All the data below goes into the copy word for word, but the pictures don't.

★ ★ ★ ★ ★ ★ ★

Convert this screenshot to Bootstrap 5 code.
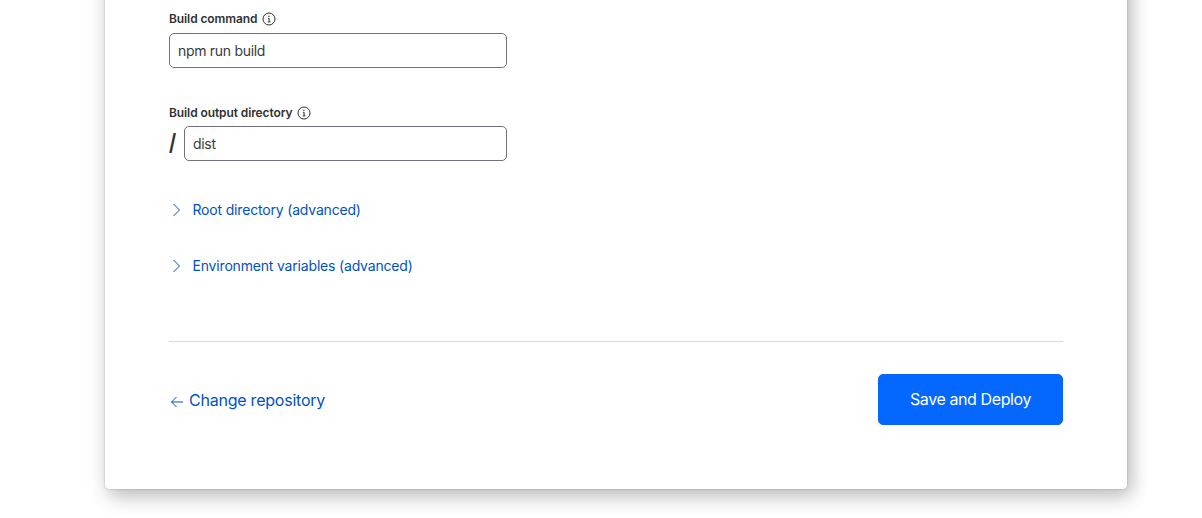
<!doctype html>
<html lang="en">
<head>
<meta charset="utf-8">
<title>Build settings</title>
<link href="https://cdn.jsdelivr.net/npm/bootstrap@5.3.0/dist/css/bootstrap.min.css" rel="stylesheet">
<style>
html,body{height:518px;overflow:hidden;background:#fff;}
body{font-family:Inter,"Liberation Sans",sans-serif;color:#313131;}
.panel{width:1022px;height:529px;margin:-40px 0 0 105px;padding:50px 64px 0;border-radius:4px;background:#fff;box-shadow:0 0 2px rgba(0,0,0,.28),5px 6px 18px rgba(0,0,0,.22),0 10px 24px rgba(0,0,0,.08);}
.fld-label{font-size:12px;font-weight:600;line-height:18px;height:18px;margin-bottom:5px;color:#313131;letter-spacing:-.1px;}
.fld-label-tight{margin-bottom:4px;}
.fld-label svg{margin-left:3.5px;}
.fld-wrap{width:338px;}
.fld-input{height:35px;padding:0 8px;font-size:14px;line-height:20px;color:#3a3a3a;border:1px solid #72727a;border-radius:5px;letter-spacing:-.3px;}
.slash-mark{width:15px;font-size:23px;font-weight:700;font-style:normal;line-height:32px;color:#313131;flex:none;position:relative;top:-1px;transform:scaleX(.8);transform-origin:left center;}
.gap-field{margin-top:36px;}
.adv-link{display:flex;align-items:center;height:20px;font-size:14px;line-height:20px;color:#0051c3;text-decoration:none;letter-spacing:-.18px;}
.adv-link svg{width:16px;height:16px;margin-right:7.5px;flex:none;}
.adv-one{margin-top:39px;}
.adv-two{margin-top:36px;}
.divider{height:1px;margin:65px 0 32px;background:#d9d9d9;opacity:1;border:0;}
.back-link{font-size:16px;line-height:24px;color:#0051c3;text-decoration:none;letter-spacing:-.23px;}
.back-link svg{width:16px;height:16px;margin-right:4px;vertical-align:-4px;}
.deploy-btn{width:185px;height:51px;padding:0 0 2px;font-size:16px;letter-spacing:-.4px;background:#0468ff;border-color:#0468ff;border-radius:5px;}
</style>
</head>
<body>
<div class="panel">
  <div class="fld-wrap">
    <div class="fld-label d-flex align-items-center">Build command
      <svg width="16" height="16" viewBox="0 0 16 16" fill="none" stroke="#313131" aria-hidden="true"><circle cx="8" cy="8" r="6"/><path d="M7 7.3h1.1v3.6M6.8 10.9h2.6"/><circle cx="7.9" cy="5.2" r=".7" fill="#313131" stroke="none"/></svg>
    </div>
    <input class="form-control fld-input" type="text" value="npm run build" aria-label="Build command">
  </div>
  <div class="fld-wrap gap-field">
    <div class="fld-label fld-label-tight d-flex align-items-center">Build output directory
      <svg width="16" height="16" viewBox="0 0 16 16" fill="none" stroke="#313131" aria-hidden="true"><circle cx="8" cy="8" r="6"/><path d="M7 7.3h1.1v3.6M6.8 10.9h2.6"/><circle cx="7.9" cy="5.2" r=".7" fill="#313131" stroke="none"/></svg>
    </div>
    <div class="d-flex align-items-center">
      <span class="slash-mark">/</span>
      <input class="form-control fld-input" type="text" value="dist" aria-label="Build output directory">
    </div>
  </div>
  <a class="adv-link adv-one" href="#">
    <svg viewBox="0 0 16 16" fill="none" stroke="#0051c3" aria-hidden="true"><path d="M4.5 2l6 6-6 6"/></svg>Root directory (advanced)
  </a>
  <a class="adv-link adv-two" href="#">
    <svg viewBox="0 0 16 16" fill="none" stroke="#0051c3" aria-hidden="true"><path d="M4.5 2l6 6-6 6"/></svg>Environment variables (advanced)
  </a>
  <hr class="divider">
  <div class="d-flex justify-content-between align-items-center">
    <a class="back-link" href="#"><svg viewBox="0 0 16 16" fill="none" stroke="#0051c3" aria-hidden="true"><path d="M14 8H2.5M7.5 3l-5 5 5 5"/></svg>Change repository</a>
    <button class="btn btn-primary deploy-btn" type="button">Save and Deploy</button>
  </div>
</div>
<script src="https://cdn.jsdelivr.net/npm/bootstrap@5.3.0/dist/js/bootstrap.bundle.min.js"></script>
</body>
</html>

★ ★ ★ ★ ★ ★ ★

Solved problem =>
Convert this screenshot to Bootstrap 5 code.
<!doctype html>
<html lang="en">
<head>
<meta charset="utf-8">
<title>Build settings</title>
<link href="https://cdn.jsdelivr.net/npm/bootstrap@5.3.0/dist/css/bootstrap.min.css" rel="stylesheet">
<style>
html,body{height:518px;overflow:hidden;background:#fff;}
body{font-family:Inter,"Liberation Sans",sans-serif;color:#313131;}
.panel{width:1022px;height:529px;margin:-40px 0 0 105px;padding:50px 64px 0;border-radius:4px;background:#fff;box-shadow:0 0 2px rgba(0,0,0,.28),5px 6px 18px rgba(0,0,0,.22),0 10px 24px rgba(0,0,0,.08);}
.fld-label{font-size:12px;font-weight:600;line-height:18px;height:18px;margin-bottom:5px;color:#313131;letter-spacing:-.1px;}
.fld-label-tight{margin-bottom:4px;}
.fld-label svg{margin-left:3.5px;}
.fld-wrap{width:338px;}
.fld-input{height:35px;padding:0 8px;font-size:14px;line-height:20px;color:#3a3a3a;border:1px solid #72727a;border-radius:5px;letter-spacing:-.3px;}
.slash-mark{width:15px;font-size:23px;font-weight:700;font-style:normal;line-height:32px;color:#313131;flex:none;position:relative;top:-1px;transform:scaleX(.8);transform-origin:left center;}
.gap-field{margin-top:36px;}
.adv-link{display:flex;align-items:center;height:20px;font-size:14px;line-height:20px;color:#0051c3;text-decoration:none;letter-spacing:-.18px;}
.adv-link svg{width:16px;height:16px;margin-right:7.5px;flex:none;}
.adv-one{margin-top:39px;}
.adv-two{margin-top:36px;}
.divider{height:1px;margin:65px 0 32px;background:#d9d9d9;opacity:1;border:0;}
.back-link{font-size:16px;line-height:24px;color:#0051c3;text-decoration:none;letter-spacing:-.23px;}
.back-link svg{width:16px;height:16px;margin-right:4px;vertical-align:-4px;}
.deploy-btn{width:185px;height:51px;padding:0 0 2px;font-size:16px;letter-spacing:-.4px;background:#0468ff;border-color:#0468ff;border-radius:5px;}
</style>
</head>
<body>
<div class="panel">
  <div class="fld-wrap">
    <div class="fld-label d-flex align-items-center">Build command
      <svg width="16" height="16" viewBox="0 0 16 16" fill="none" stroke="#313131" aria-hidden="true"><circle cx="8" cy="8" r="6"/><path d="M7 7.3h1.1v3.6M6.8 10.9h2.6"/><circle cx="7.9" cy="5.2" r=".7" fill="#313131" stroke="none"/></svg>
    </div>
    <input class="form-control fld-input" type="text" value="npm run build" aria-label="Build command">
  </div>
  <div class="fld-wrap gap-field">
    <div class="fld-label fld-label-tight d-flex align-items-center">Build output directory
      <svg width="16" height="16" viewBox="0 0 16 16" fill="none" stroke="#313131" aria-hidden="true"><circle cx="8" cy="8" r="6"/><path d="M7 7.3h1.1v3.6M6.8 10.9h2.6"/><circle cx="7.9" cy="5.2" r=".7" fill="#313131" stroke="none"/></svg>
    </div>
    <div class="d-flex align-items-center">
      <span class="slash-mark">/</span>
      <input class="form-control fld-input" type="text" value="dist" aria-label="Build output directory">
    </div>
  </div>
  <a class="adv-link adv-one" href="#">
    <svg viewBox="0 0 16 16" fill="none" stroke="#0051c3" aria-hidden="true"><path d="M4.5 2l6 6-6 6"/></svg>Root directory (advanced)
  </a>
  <a class="adv-link adv-two" href="#">
    <svg viewBox="0 0 16 16" fill="none" stroke="#0051c3" aria-hidden="true"><path d="M4.5 2l6 6-6 6"/></svg>Environment variables (advanced)
  </a>
  <hr class="divider">
  <div class="d-flex justify-content-between align-items-center">
    <a class="back-link" href="#"><svg viewBox="0 0 16 16" fill="none" stroke="#0051c3" aria-hidden="true"><path d="M14 8H2.5M7.5 3l-5 5 5 5"/></svg>Change repository</a>
    <button class="btn btn-primary deploy-btn" type="button">Save and Deploy</button>
  </div>
</div>
<script src="https://cdn.jsdelivr.net/npm/bootstrap@5.3.0/dist/js/bootstrap.bundle.min.js"></script>
</body>
</html>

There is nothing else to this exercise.